Man who admits years of molestations gets prison

Sentenced in '92 GP case, he confesses to others


The Dallas Morning News, July 14, 1999

A Grand Prairie man sentenced to prison this week for molesting a boy in 1992 said he committed that crime after admitting many similar offenses in East Texas that went unpunished.

Kenneth Eugene Ward, a former teacher and Southern Baptist pastor, said Henderson school officials knew when he quit in the early 1980s that he had been fondling children in his fifth-grade class.

His principal said that "the less he knew, the better," according to a statement Mr. Ward gave Rusk County authorities last fall. They then tried to prosecute him - he confessed to abusing about 30 boys - but a judge dismissed the cases as being beyond the statute of limitations.

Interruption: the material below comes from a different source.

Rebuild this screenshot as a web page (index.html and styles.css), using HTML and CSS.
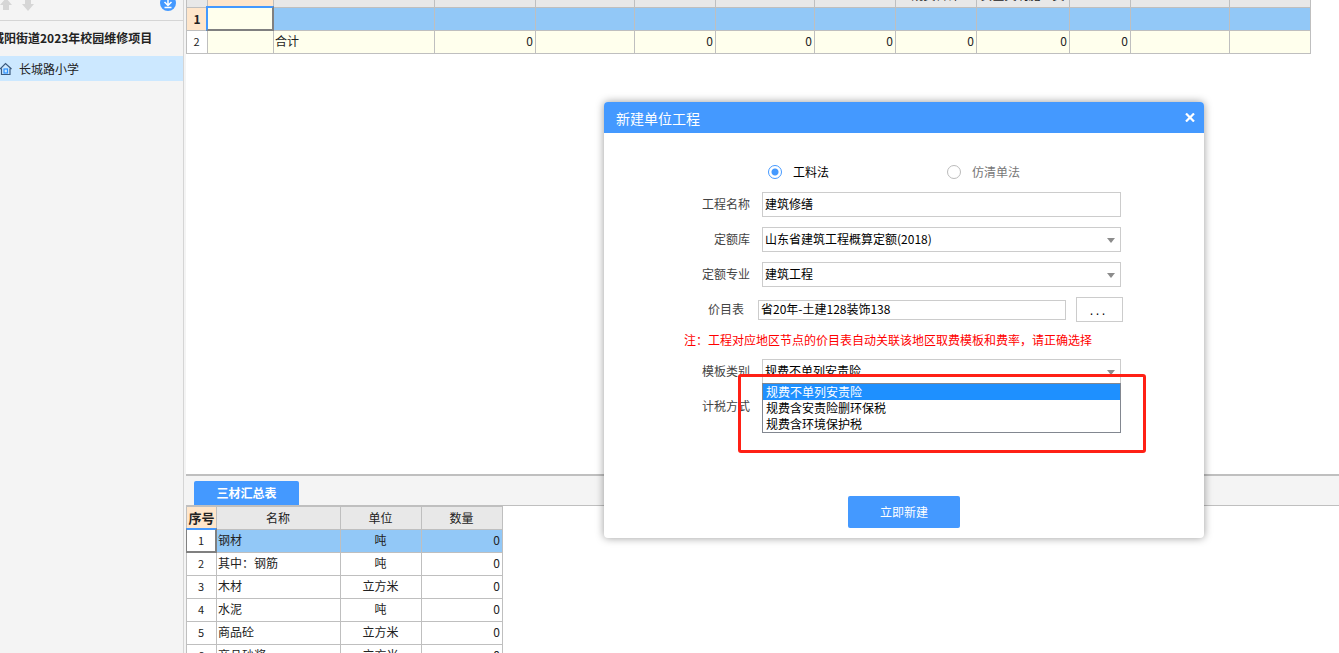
FILE: index.html
```html
<!DOCTYPE html>
<html lang="zh-CN">
<head>
<meta charset="utf-8">
<title>新建单位工程</title>
<link rel="stylesheet" href="styles.css">
</head>
<body>
<div class="app">
  <nav class="sidebar">
    <div class="toolbar">
      <svg class="tool-arrow" width="12" height="16" viewBox="0 0 12 16"><path d="M6 3L12 10H9V15H3V10H0Z" fill="#d6d6d6"/></svg>
      <svg class="tool-arrow" width="12" height="16" viewBox="0 0 12 16"><path d="M3 3H9V9H12L6 16L0 9H3Z" fill="#d6d6d6"/></svg>
      <svg class="tool-download" width="16" height="16" viewBox="0 0 16 16"><circle cx="8" cy="8" r="8" fill="#4499ff"/><path d="M8 3V10M4.500 7L8 10.500L11.500 7M4.500 12.500H11.500" fill="none" stroke="#fff" stroke-width="1.500"/></svg>
    </div>
    <h1 class="project">城阳街道2023年校园维修项目</h1>
    <a class="node" href="#school">
      <svg width="13" height="14" viewBox="0 0 13 14"><path d="M0 7L5.500 1.500L11.500 7M1.500 6.500V12.500H10V6.500" fill="none" stroke="#3c5a7d" stroke-width="1.200"/><rect x="4" y="7" width="3.500" height="4" fill="none" stroke="#2b91ff" stroke-width="1.200"/></svg>
      <span>长城路小学</span>
    </a>
  </nav>

  <main class="main">
    <section class="upper">
      <table class="grid cost">
        <colgroup><col class="w21"><col class="w66"><col class="w161"><col class="w101"><col class="w99"><col class="w81"><col class="w99"><col class="w81"><col class="w81"><col class="w93"><col class="w61"><col class="w99"><col class="w81"></colgroup>
        <thead>
          <tr><th></th><th class="active-head"></th><th></th><th></th><th></th><th></th><th></th><th></th><th>规费合计</th><th>安全文明施工费</th><th></th><th></th><th></th></tr>
        </thead>
        <tbody>
          <tr class="selected"><th class="active-head">1</th><td class="current"></td><td></td><td></td><td></td><td></td><td></td><td></td><td></td><td></td><td></td><td></td><td></td></tr>
          <tr class="total"><th class="row-no">2</th><td></td><td class="name">合计</td><td>0</td><td></td><td>0</td><td>0</td><td>0</td><td>0</td><td>0</td><td>0</td><td></td><td></td></tr>
        </tbody>
      </table>
    </section>

    <section class="lower">
      <div class="tabs"><button class="tab" type="button">三材汇总表</button></div>
      <table class="grid materials">
        <colgroup><col class="w30"><col class="w124"><col class="w81"><col class="w81"></colgroup>
        <thead><tr><th class="active-head">序号</th><th>名称</th><th>单位</th><th>数量</th></tr></thead>
        <tbody>
          <tr class="selected"><td class="row-no current">1</td><td class="name">钢材</td><td class="unit">吨</td><td>0</td></tr>
          <tr><td class="row-no">2</td><td class="name">其中：钢筋</td><td class="unit">吨</td><td>0</td></tr>
          <tr><td class="row-no">3</td><td class="name">木材</td><td class="unit">立方米</td><td>0</td></tr>
          <tr><td class="row-no">4</td><td class="name">水泥</td><td class="unit">吨</td><td>0</td></tr>
          <tr><td class="row-no">5</td><td class="name">商品砼</td><td class="unit">立方米</td><td>0</td></tr>
          <tr><td class="row-no">6</td><td class="name">商品砂浆</td><td class="unit">立方米</td><td>0</td></tr>
        </tbody>
      </table>
    </section>
  </main>
</div>

<div class="dialog" role="dialog" aria-labelledby="dialog-title">
  <header class="dialog-head">
    <h2 id="dialog-title">新建单位工程</h2>
    <button class="close" type="button" aria-label="关闭"><svg width="10" height="9" viewBox="0 0 10 9"><path d="M1 0.500L9 8.500M9 0.500L1 8.500" stroke="#fff" stroke-width="2.200"/></svg></button>
  </header>
  <form class="form">
    <div class="methods">
      <label class="method"><input type="radio" name="method" checked>工料法</label>
      <label class="method muted"><input type="radio" name="method">仿清单法</label>
    </div>
    <div class="row">
      <label for="pname">工程名称</label>
      <input class="box" id="pname" type="text" value="建筑修缮">
    </div>
    <div class="row">
      <label for="quota">定额库</label>
      <div class="pick"><select class="box" id="quota"><option>山东省建筑工程概算定额(2018)</option></select></div>
    </div>
    <div class="row">
      <label for="major">定额专业</label>
      <div class="pick"><select class="box" id="major"><option>建筑工程</option></select></div>
    </div>
    <div class="row price">
      <label for="price">价目表</label>
      <input class="box" id="price" type="text" value="省20年-土建128装饰138">
      <button class="browse" type="button" aria-label="选择价目表">...</button>
    </div>
    <p class="note">注：工程对应地区节点的价目表自动关联该地区取费模板和费率，请正确选择</p>
    <div class="row">
      <label for="template">模板类别</label>
      <div class="pick">
        <select class="box" id="template"><option>规费不单列安责险</option></select>
        <ul class="options" role="listbox" aria-label="模板类别">
          <li class="on" role="option" aria-selected="true">规费不单列安责险</li>
          <li role="option">规费含安责险删环保税</li>
          <li role="option">规费含环境保护税</li>
        </ul>
      </div>
    </div>
    <div class="row">
      <label for="tax">计税方式</label>
      <div class="pick"><select class="box" id="tax"></select></div>
    </div>
    <button class="submit" type="button">立即新建</button>
  </form>
  <div class="marker"></div>
</div>
</body>
</html>
```
FILE: styles.css
```css
* { box-sizing: border-box; }

body {
  margin: 0;
  overflow: hidden;
  background: #fff;
  color: #222;
  font: 12px/16px "Noto Sans CJK SC", sans-serif;
}

button, input, select { font: inherit; color: inherit; margin: 0; }

.app { display: flex; height: 100vh; background: #f4f4f4; }

/* Project tree */
.sidebar { flex: 0 0 184px; border-right: 1px solid #d5d5d5; overflow: hidden; }
.toolbar {
  display: flex;
  gap: 10px;
  height: 21px;
  padding-right: 7px;
  border-bottom: 1px solid #d5d5d5;
}
.tool-arrow { margin-top: -5px; }
.tool-download { margin: -5px 0 0 auto; }
.project {
  margin: 0 0 0 -8px;
  padding-bottom: 2px;
  font-size: 12px;
  line-height: 33px;
  font-weight: 700;
  white-space: nowrap;
}
.node {
  display: flex;
  align-items: center;
  gap: 6px;
  height: 25px;
  background: #cce8ff;
  color: #222;
  text-decoration: none;
}

/* Grids */
.main { flex: 1; min-width: 0; margin-left: 2px; display: flex; flex-direction: column; background: #fff; }
.upper { flex: 1; min-height: 0; overflow: hidden; }
.lower { flex: 0 0 179px; overflow: hidden; border-top: 2px solid #bfbfbf; }

.grid {
  table-layout: fixed;
  width: 0;
  border-collapse: separate;
  border-spacing: 0;
  border-left: 1px solid #bfbfbf;
}
.grid th, .grid td {
  position: relative;
  height: 23px;
  padding: 0 2px 2px 1px;
  border: solid #bfbfbf;
  border-width: 0 1px 1px 0;
  line-height: 16px;
  white-space: nowrap;
  font-weight: 400;
}
.grid td { text-align: right; }
.grid thead th { background: #e8e8e8; }
.grid .name { text-align: left; }
.grid .unit, .grid .row-no { text-align: center; }
.grid .row-no { background: #fff; font-size: 11px; }
.grid .active-head { background: #ffe6cb; font-weight: 700; padding: 0; }
.grid .selected td { background: #92c8f7; }
.cost { margin-top: -15px; }
.cost td.current, .cost .total td { background: #ffffed; }
.materials { border-top: 1px solid #bfbfbf; }
.materials thead th { padding-bottom: 0; }
.materials thead .active-head { font-size: 13px; }
.materials .selected td.current { background: #fff; }
.current::after {
  content: "";
  position: absolute;
  inset: -2px -1px -1px -2px;
  border: 2px solid #808080;
  border-top-color: #4499ff;
  border-left-color: #4499ff;
}
.materials .current::after { left: -1px; border-left: 1px solid #808080; }

.w21 { width: 21px; }
.w30 { width: 30px; }
.w61 { width: 61px; }
.w66 { width: 66px; }
.w81 { width: 81px; }
.w93 { width: 93px; }
.w99 { width: 99px; }
.w101 { width: 101px; }
.w124 { width: 124px; }
.w161 { width: 161px; }

.tabs {
  display: flex;
  align-items: flex-end;
  height: 30px;
  padding-left: 8px;
  background: #f4f4f4;
  border-bottom: 1px solid #bfbfbf;
}
.tab {
  width: 105px;
  height: 24px;
  padding: 0;
  border: 0;
  border-radius: 2px 2px 0 0;
  background: #4499ff;
  color: #fff;
  font-weight: 700;
}

/* Dialog window */
.dialog {
  position: absolute;
  left: 604px;
  top: 102px;
  width: 600px;
  border-radius: 4px;
  background: #fff;
  box-shadow: 0 0 8px rgba(0, 0, 0, 0.4);
}
.dialog-head {
  display: flex;
  align-items: center;
  justify-content: space-between;
  height: 31px;
  padding: 0 9px 0 12px;
  border-radius: 4px 4px 0 0;
  background: #4499ff;
  color: #fff;
}
.dialog-head h2 { margin: 0; font-size: 14px; font-weight: 400; }
.close { display: flex; padding: 0; border: 0; background: none; }

.form { display: flex; flex-direction: column; gap: 10px; padding: 29px 0 10px; }
.methods { display: grid; grid-template-columns: 179px auto; height: 20px; padding-left: 164px; color: #000; }
.method { display: flex; align-items: center; gap: 11px; }
.muted { color: #777; }
.method input {
  appearance: none;
  width: 14px;
  height: 14px;
  border: 1px solid #bbb;
  border-radius: 50%;
}
.method input:checked { border-color: #4499ff; background: radial-gradient(circle, #4499ff 3px, #fff 4px); }

.row { display: flex; align-items: center; gap: 12px; height: 25px; padding-right: 83px; }
.row label { flex: 0 0 146px; padding-bottom: 2px; text-align: right; color: #444; }
.box {
  display: block;
  flex: 1;
  min-width: 0;
  width: 100%;
  height: 25px;
  padding: 0 2px 2px;
  border: 1px solid #ccc;
  border-radius: 0;
  background: #fff;
  color: #000;
  appearance: none;
}
.pick { position: relative; flex: 1; }
.pick::after {
  content: "";
  position: absolute;
  right: 6px;
  top: 11px;
  border: solid transparent;
  border-width: 5px 4px 0;
  border-top-color: #8c8c8c;
}
.price { padding-right: 81px; gap: 10px; }
.price label { flex-basis: 140px; margin-right: 4px; }
.price .box { height: 20px; }
.browse {
  width: 47px;
  height: 25px;
  padding: 5px 4px 0 0;
  border: 1px solid #ccc;
  background: #fff;
  color: #000;
  font: 10px/12px "DejaVu Sans Mono", monospace;
}
.note { margin: 0; padding: 0 0 2px 80px; line-height: 15px; color: #f00; }
.options {
  position: absolute;
  z-index: 1;
  top: 24px;
  left: 0;
  right: 0;
  margin: 0;
  padding: 0;
  list-style: none;
  border: 1px solid #828790;
  background: #fff;
  color: #000;
}
.options li { padding: 0 3px; line-height: 16px; }
.options .on { background: #1e90ff; color: #fff; }
.submit {
  align-self: center;
  width: 112px;
  height: 32px;
  margin-top: 67px;
  border: 0;
  border-radius: 2px;
  background: #4499ff;
  color: #fff;
}
.marker {
  position: absolute;
  z-index: 2;
  left: 134px;
  top: 272px;
  width: 408px;
  height: 79px;
  border: 3px solid #ff2015;
  border-radius: 3px;
  pointer-events: none;
}
```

Since early this year, principal Ray Deason and the Henderson school district have been fighting a federal lawsuit accusing them of conspiracy and cover-up. Mr. Deason's attorney said Tuesday that he would like to comment but could not, on instructions from the Tyler federal judge overseeing the case.

The school district's attorney could not be reached for comment.

Windle Turley, an attorney representing three young men in the suit, said that Mr. Ward might never have come to the Dallas area and victimized another boy had school officials reported him in the early 1980s.

"The school system facilitated that," Mr. Turley said, noting that child sexual abuse victims are often too traumatized to speak up. "They took deliberate steps to keep it quiet."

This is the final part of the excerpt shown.